Special assessments must be authorized under the association's governing documents. If you believe an assessment was imposed improperly -- for example, without required notice, without proper board authorization, or in violation of your state's laws -- you may have grounds to challenge it. Consulting a real estate attorney with HOA experience is worth the cost when the bill is significant.

What Won't Work: Just Not Paying

Ignoring a special assessment is one of the most financially dangerous choices a homeowner can make. HOAs can attach a lien to your property, report the delinquency, and in many states initiate foreclosure proceedings, regardless of whether your mortgage is current. Do not assume your lender protects you here.

Hardship Policies

Some associations, especially larger, professionally managed ones, have formal hardship policies that allow deferment or reduced payment schedules for homeowners facing documented financial difficulty. This is not common, but it is worth asking. Put everything in writing.

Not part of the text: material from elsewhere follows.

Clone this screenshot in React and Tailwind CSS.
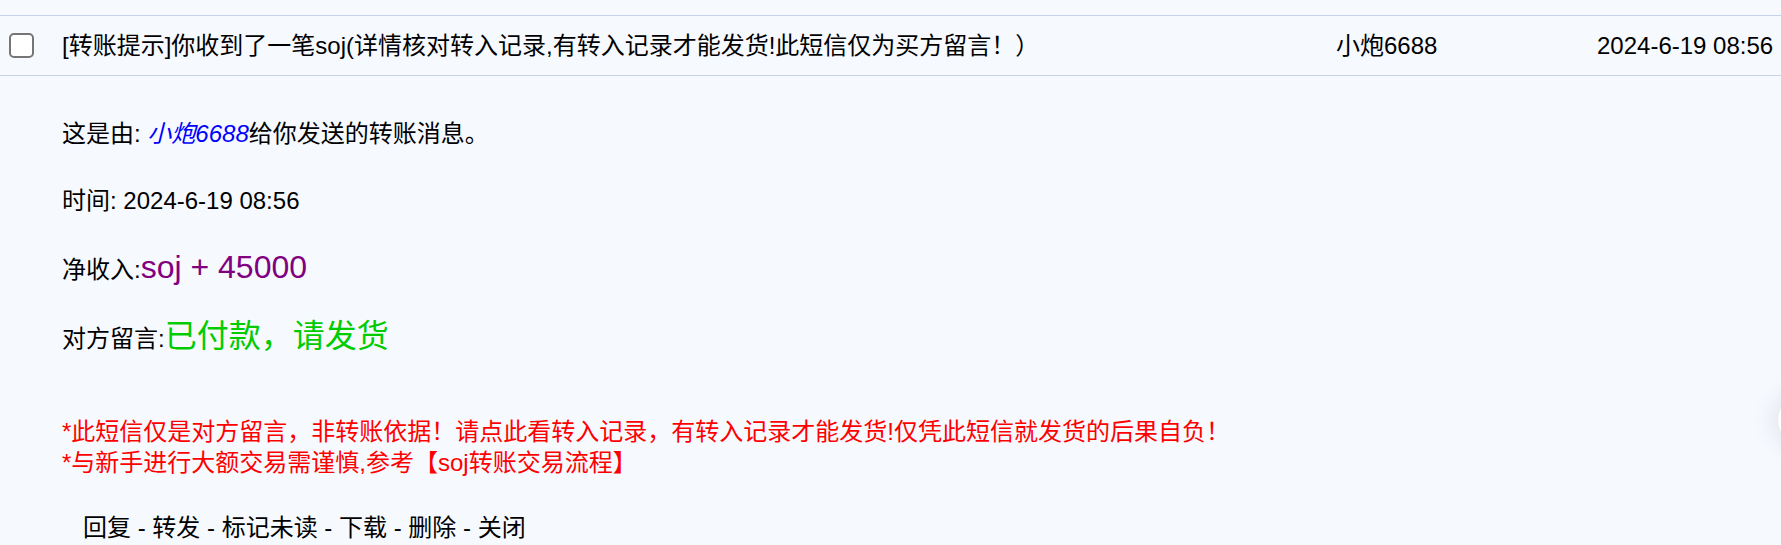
export default function App() {
  return (
    <div className="relative w-full h-[545px] overflow-hidden bg-[#f6f9fe] text-black text-[24px] font-['Liberation_Sans','Noto_Sans_CJK_SC',sans-serif] pt-[15px]">
      {/* message row */}
      <div className="flex items-center h-[61px] border-y border-[#c3d4e8] leading-[31px]">
        <span className="ml-[9px] w-[25px] h-[25px] shrink-0 rounded-[5px] border-2 border-[#767676] bg-white" />
        <div className="ml-[28px] w-[1274px] shrink-0 whitespace-nowrap">
          [转账提示]你收到了一笔soj(详情核对转入记录,有转入记录才能发货!此短信仅为买方留言！）
        </div>
        <div className="w-[261px] shrink-0 whitespace-nowrap">小炮6688</div>
        <div className="ml-auto pr-[9px] whitespace-nowrap">2024-6-19 08:56</div>
      </div>

      {/* message body */}
      <div className="pl-[62px] pt-[42px] leading-[31px]">
        <div>
          这是由: <a className="italic text-[#0000ff]">小炮6688</a>给你发送的转账消息。
        </div>
        <div className="mt-[36px]">时间: 2024-6-19 08:56</div>
        <div className="mt-[36px]">
          净收入:<span className="text-[32px] text-[#800080]">soj + 45000</span>
        </div>
        <div className="mt-[36px]">
          对方留言:<span className="text-[32px] text-[#00cc00]">已付款，请发货</span>
        </div>
        <div className="mt-[62px] text-[#ff0000]">
          <div>*此短信仅是对方留言，非转账依据！请点此看转入记录，有转入记录才能发货!仅凭此短信就发货的后果自负！</div>
          <div>*与新手进行大额交易需谨慎,参考【soj转账交易流程】</div>
        </div>
        <div className="mt-[34px] pl-[21px] whitespace-nowrap">
          回复 - 转发 - 标记未读 - 下载 - 删除 - 关闭
        </div>
      </div>

      {/* floating side button */}
      <div className="absolute left-[1778px] top-[396px] w-[48px] h-[48px] rounded-full bg-white shadow-[0_0_28px_rgba(30,40,60,0.14)]" />
    </div>
  );
}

The Option Most Homeowners Don't Know They Have

Here is the reality that does not get discussed in HOA Facebook groups or neighborhood Nextdoor threads: for homeowners who are equity-rich but cash-poor -- and who are looking at a special assessment they cannot comfortably pay -- there is a third option beyond "pay it" and "fight it."

It is called a sale-leaseback. And it changes the entire equation.

How a Sale-Leaseback Works

In a sale-leaseback, you sell your home to an investor, at or near market value, and simultaneously sign a lease agreement to continue living in it as a tenant. You stay in your home. Nothing physically changes. But the financial picture transforms entirely.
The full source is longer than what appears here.